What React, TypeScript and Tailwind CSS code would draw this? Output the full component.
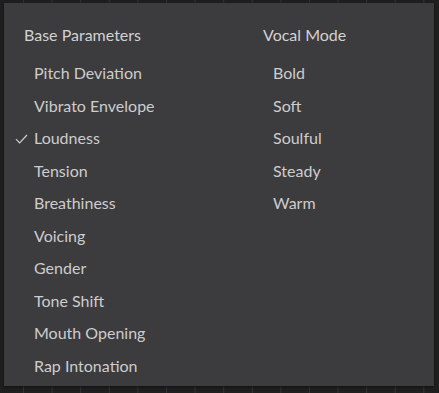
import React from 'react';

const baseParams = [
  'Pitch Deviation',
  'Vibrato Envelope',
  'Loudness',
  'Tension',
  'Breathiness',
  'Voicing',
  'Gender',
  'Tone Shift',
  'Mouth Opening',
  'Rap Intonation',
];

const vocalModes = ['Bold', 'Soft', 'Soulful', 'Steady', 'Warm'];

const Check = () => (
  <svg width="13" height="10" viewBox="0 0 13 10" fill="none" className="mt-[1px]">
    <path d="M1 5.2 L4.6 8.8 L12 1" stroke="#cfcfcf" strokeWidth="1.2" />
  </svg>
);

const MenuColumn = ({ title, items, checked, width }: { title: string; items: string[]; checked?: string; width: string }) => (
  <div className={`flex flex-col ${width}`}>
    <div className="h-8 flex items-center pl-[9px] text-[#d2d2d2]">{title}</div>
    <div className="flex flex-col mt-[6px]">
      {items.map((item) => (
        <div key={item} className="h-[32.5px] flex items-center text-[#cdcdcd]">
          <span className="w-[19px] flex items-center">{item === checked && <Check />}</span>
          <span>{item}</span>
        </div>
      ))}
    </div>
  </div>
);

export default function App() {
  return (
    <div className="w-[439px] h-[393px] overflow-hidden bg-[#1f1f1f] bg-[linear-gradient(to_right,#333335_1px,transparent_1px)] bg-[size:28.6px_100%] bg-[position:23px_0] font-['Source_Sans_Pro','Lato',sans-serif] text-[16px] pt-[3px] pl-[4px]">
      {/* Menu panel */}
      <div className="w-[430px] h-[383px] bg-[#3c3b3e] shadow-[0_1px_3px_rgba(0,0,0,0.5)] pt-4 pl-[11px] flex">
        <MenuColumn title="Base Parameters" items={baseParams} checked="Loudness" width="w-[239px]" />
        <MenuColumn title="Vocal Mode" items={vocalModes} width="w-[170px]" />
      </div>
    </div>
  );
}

Required task | Restate only the lines running from the start of the material above through the line containing "import React from 'react';", ends included. No pictures.

Written reply |
What React, TypeScript and Tailwind CSS code would draw this? Output the full component.
import React from 'react';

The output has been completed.